§ **Data extracted from a collection**:
— Begin —

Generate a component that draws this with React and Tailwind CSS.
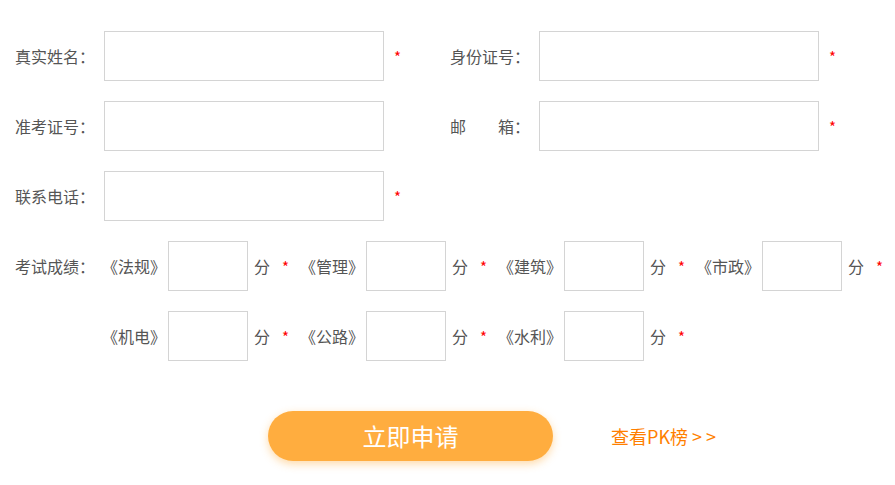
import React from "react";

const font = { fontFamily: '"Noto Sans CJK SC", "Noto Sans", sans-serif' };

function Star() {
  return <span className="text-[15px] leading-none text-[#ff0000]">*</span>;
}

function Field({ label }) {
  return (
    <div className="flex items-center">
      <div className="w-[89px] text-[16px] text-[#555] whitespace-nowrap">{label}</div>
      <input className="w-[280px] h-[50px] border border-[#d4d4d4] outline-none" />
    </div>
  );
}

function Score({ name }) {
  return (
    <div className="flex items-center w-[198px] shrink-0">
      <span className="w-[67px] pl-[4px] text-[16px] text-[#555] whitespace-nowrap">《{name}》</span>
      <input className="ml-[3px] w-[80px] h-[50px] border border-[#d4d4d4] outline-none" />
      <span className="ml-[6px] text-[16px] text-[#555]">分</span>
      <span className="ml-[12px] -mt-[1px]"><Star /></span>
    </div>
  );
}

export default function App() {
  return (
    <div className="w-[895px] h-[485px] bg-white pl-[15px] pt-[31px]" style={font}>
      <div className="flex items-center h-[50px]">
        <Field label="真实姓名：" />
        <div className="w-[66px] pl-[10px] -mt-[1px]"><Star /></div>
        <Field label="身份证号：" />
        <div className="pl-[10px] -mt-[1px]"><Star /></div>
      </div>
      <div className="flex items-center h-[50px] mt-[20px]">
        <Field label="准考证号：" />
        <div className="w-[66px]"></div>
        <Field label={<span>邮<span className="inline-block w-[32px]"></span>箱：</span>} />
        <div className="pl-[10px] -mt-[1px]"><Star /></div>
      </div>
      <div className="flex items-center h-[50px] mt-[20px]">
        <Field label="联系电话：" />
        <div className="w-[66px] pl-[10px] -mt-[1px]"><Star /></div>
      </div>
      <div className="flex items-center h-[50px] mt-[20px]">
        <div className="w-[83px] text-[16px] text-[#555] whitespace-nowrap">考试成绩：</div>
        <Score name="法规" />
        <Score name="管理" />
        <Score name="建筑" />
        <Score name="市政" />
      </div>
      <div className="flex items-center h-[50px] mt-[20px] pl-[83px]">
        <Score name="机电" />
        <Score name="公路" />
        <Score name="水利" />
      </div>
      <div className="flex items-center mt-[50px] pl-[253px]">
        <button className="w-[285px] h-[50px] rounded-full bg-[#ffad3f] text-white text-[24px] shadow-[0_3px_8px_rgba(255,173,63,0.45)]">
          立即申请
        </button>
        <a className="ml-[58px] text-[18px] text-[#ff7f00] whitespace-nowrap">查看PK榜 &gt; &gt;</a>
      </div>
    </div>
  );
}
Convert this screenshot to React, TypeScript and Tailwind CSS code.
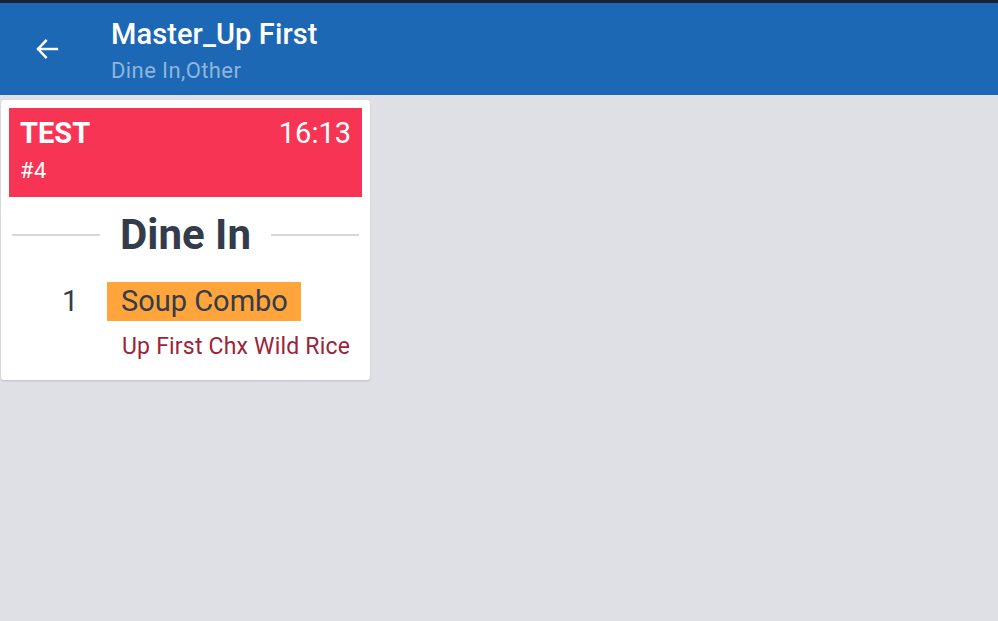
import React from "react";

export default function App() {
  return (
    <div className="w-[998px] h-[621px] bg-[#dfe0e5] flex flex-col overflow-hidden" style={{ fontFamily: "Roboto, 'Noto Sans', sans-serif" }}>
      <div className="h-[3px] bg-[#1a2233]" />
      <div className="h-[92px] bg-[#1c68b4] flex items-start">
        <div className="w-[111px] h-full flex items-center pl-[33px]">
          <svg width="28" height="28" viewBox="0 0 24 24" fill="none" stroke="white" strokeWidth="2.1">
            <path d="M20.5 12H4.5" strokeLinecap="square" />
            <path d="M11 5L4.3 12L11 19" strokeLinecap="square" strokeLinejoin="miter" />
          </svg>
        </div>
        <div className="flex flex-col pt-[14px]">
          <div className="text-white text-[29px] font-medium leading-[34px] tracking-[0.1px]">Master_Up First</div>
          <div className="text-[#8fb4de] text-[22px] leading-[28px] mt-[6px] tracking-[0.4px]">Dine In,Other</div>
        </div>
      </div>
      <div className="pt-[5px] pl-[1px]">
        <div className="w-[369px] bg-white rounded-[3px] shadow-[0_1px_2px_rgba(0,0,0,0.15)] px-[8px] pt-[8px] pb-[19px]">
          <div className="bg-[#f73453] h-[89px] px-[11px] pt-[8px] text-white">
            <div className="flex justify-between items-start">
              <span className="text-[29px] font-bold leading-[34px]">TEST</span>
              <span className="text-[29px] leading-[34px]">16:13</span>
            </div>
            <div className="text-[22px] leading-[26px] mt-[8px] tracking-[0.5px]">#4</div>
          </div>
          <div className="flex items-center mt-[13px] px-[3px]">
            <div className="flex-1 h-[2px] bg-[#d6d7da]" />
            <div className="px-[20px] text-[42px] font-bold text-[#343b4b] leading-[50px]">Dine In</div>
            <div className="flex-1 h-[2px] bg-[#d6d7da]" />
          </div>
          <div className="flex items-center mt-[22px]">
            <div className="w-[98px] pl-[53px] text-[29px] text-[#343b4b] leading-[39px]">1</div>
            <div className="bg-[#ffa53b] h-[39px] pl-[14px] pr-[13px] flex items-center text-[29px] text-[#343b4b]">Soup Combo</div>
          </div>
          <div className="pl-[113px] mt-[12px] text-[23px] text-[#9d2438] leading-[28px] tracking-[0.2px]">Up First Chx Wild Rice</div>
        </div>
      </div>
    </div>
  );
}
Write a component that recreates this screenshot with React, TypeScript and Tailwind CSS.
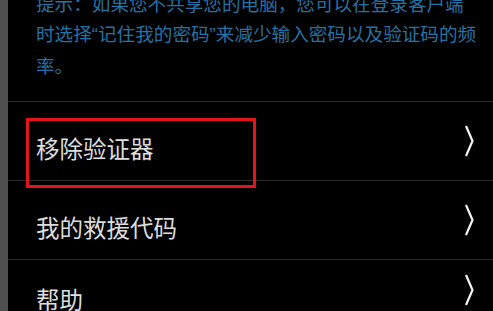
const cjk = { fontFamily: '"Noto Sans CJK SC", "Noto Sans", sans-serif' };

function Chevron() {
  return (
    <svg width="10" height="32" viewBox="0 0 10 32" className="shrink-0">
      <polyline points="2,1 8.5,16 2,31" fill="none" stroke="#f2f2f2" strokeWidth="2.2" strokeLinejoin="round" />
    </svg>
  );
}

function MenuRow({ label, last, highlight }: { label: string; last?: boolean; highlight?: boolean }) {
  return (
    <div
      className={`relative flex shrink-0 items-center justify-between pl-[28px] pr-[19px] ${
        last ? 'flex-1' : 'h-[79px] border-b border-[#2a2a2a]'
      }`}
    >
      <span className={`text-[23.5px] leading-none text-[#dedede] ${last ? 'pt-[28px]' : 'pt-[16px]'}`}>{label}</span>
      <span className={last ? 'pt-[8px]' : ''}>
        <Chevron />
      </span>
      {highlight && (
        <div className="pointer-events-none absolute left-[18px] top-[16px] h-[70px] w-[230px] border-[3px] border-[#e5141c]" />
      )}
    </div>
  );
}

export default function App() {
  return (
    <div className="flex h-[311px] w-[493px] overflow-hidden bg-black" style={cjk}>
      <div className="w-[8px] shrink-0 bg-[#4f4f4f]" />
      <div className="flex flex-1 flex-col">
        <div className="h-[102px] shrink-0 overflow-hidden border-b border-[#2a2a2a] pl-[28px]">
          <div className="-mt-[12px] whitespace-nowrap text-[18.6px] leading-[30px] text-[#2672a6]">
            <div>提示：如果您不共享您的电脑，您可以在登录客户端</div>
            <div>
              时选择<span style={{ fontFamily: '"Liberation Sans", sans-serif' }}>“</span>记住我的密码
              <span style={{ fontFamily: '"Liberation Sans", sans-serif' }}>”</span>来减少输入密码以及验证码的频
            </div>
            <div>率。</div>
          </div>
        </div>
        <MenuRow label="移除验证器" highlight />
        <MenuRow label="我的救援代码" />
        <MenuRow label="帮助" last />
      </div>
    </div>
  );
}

— End —

§ **Requirement**: All of the entries need to be transcribed word for word; pictures are left out.

§ **Exercise result**:
Generate a component that draws this with React and Tailwind CSS.
import React from "react";

const font = { fontFamily: '"Noto Sans CJK SC", "Noto Sans", sans-serif' };

function Star() {
  return <span className="text-[15px] leading-none text-[#ff0000]">*</span>;
}

function Field({ label }) {
  return (
    <div className="flex items-center">
      <div className="w-[89px] text-[16px] text-[#555] whitespace-nowrap">{label}</div>
      <input className="w-[280px] h-[50px] border border-[#d4d4d4] outline-none" />
    </div>
  );
}

function Score({ name }) {
  return (
    <div className="flex items-center w-[198px] shrink-0">
      <span className="w-[67px] pl-[4px] text-[16px] text-[#555] whitespace-nowrap">《{name}》</span>
      <input className="ml-[3px] w-[80px] h-[50px] border border-[#d4d4d4] outline-none" />
      <span className="ml-[6px] text-[16px] text-[#555]">分</span>
      <span className="ml-[12px] -mt-[1px]"><Star /></span>
    </div>
  );
}

export default function App() {
  return (
    <div className="w-[895px] h-[485px] bg-white pl-[15px] pt-[31px]" style={font}>
      <div className="flex items-center h-[50px]">
        <Field label="真实姓名：" />
        <div className="w-[66px] pl-[10px] -mt-[1px]"><Star /></div>
        <Field label="身份证号：" />
        <div className="pl-[10px] -mt-[1px]"><Star /></div>
      </div>
      <div className="flex items-center h-[50px] mt-[20px]">
        <Field label="准考证号：" />
        <div className="w-[66px]"></div>
        <Field label={<span>邮<span className="inline-block w-[32px]"></span>箱：</span>} />
        <div className="pl-[10px] -mt-[1px]"><Star /></div>
      </div>
      <div className="flex items-center h-[50px] mt-[20px]">
        <Field label="联系电话：" />
        <div className="w-[66px] pl-[10px] -mt-[1px]"><Star /></div>
      </div>
      <div className="flex items-center h-[50px] mt-[20px]">
        <div className="w-[83px] text-[16px] text-[#555] whitespace-nowrap">考试成绩：</div>
        <Score name="法规" />
        <Score name="管理" />
        <Score name="建筑" />
        <Score name="市政" />
      </div>
      <div className="flex items-center h-[50px] mt-[20px] pl-[83px]">
        <Score name="机电" />
        <Score name="公路" />
        <Score name="水利" />
      </div>
      <div className="flex items-center mt-[50px] pl-[253px]">
        <button className="w-[285px] h-[50px] rounded-full bg-[#ffad3f] text-white text-[24px] shadow-[0_3px_8px_rgba(255,173,63,0.45)]">
          立即申请
        </button>
        <a className="ml-[58px] text-[18px] text-[#ff7f00] whitespace-nowrap">查看PK榜 &gt; &gt;</a>
      </div>
    </div>
  );
}
Convert this screenshot to React, TypeScript and Tailwind CSS code.
import React from "react";

export default function App() {
  return (
    <div className="w-[998px] h-[621px] bg-[#dfe0e5] flex flex-col overflow-hidden" style={{ fontFamily: "Roboto, 'Noto Sans', sans-serif" }}>
      <div className="h-[3px] bg-[#1a2233]" />
      <div className="h-[92px] bg-[#1c68b4] flex items-start">
        <div className="w-[111px] h-full flex items-center pl-[33px]">
          <svg width="28" height="28" viewBox="0 0 24 24" fill="none" stroke="white" strokeWidth="2.1">
            <path d="M20.5 12H4.5" strokeLinecap="square" />
            <path d="M11 5L4.3 12L11 19" strokeLinecap="square" strokeLinejoin="miter" />
          </svg>
        </div>
        <div className="flex flex-col pt-[14px]">
          <div className="text-white text-[29px] font-medium leading-[34px] tracking-[0.1px]">Master_Up First</div>
          <div className="text-[#8fb4de] text-[22px] leading-[28px] mt-[6px] tracking-[0.4px]">Dine In,Other</div>
        </div>
      </div>
      <div className="pt-[5px] pl-[1px]">
        <div className="w-[369px] bg-white rounded-[3px] shadow-[0_1px_2px_rgba(0,0,0,0.15)] px-[8px] pt-[8px] pb-[19px]">
          <div className="bg-[#f73453] h-[89px] px-[11px] pt-[8px] text-white">
            <div className="flex justify-between items-start">
              <span className="text-[29px] font-bold leading-[34px]">TEST</span>
              <span className="text-[29px] leading-[34px]">16:13</span>
            </div>
            <div className="text-[22px] leading-[26px] mt-[8px] tracking-[0.5px]">#4</div>
          </div>
          <div className="flex items-center mt-[13px] px-[3px]">
            <div className="flex-1 h-[2px] bg-[#d6d7da]" />
            <div className="px-[20px] text-[42px] font-bold text-[#343b4b] leading-[50px]">Dine In</div>
            <div className="flex-1 h-[2px] bg-[#d6d7da]" />
          </div>
          <div className="flex items-center mt-[22px]">
            <div className="w-[98px] pl-[53px] text-[29px] text-[#343b4b] leading-[39px]">1</div>
            <div className="bg-[#ffa53b] h-[39px] pl-[14px] pr-[13px] flex items-center text-[29px] text-[#343b4b]">Soup Combo</div>
          </div>
          <div className="pl-[113px] mt-[12px] text-[23px] text-[#9d2438] leading-[28px] tracking-[0.2px]">Up First Chx Wild Rice</div>
        </div>
      </div>
    </div>
  );
}
Write a component that recreates this screenshot with React, TypeScript and Tailwind CSS.
const cjk = { fontFamily: '"Noto Sans CJK SC", "Noto Sans", sans-serif' };

function Chevron() {
  return (
    <svg width="10" height="32" viewBox="0 0 10 32" className="shrink-0">
      <polyline points="2,1 8.5,16 2,31" fill="none" stroke="#f2f2f2" strokeWidth="2.2" strokeLinejoin="round" />
    </svg>
  );
}

function MenuRow({ label, last, highlight }: { label: string; last?: boolean; highlight?: boolean }) {
  return (
    <div
      className={`relative flex shrink-0 items-center justify-between pl-[28px] pr-[19px] ${
        last ? 'flex-1' : 'h-[79px] border-b border-[#2a2a2a]'
      }`}
    >
      <span className={`text-[23.5px] leading-none text-[#dedede] ${last ? 'pt-[28px]' : 'pt-[16px]'}`}>{label}</span>
      <span className={last ? 'pt-[8px]' : ''}>
        <Chevron />
      </span>
      {highlight && (
        <div className="pointer-events-none absolute left-[18px] top-[16px] h-[70px] w-[230px] border-[3px] border-[#e5141c]" />
      )}
    </div>
  );
}

export default function App() {
  return (
    <div className="flex h-[311px] w-[493px] overflow-hidden bg-black" style={cjk}>
      <div className="w-[8px] shrink-0 bg-[#4f4f4f]" />
      <div className="flex flex-1 flex-col">
        <div className="h-[102px] shrink-0 overflow-hidden border-b border-[#2a2a2a] pl-[28px]">
          <div className="-mt-[12px] whitespace-nowrap text-[18.6px] leading-[30px] text-[#2672a6]">
            <div>提示：如果您不共享您的电脑，您可以在登录客户端</div>
            <div>
              时选择<span style={{ fontFamily: '"Liberation Sans", sans-serif' }}>“</span>记住我的密码
              <span style={{ fontFamily: '"Liberation Sans", sans-serif' }}>”</span>来减少输入密码以及验证码的频
            </div>
            <div>率。</div>
          </div>
        </div>
        <MenuRow label="移除验证器" highlight />
        <MenuRow label="我的救援代码" />
        <MenuRow label="帮助" last />
      </div>
    </div>
  );
}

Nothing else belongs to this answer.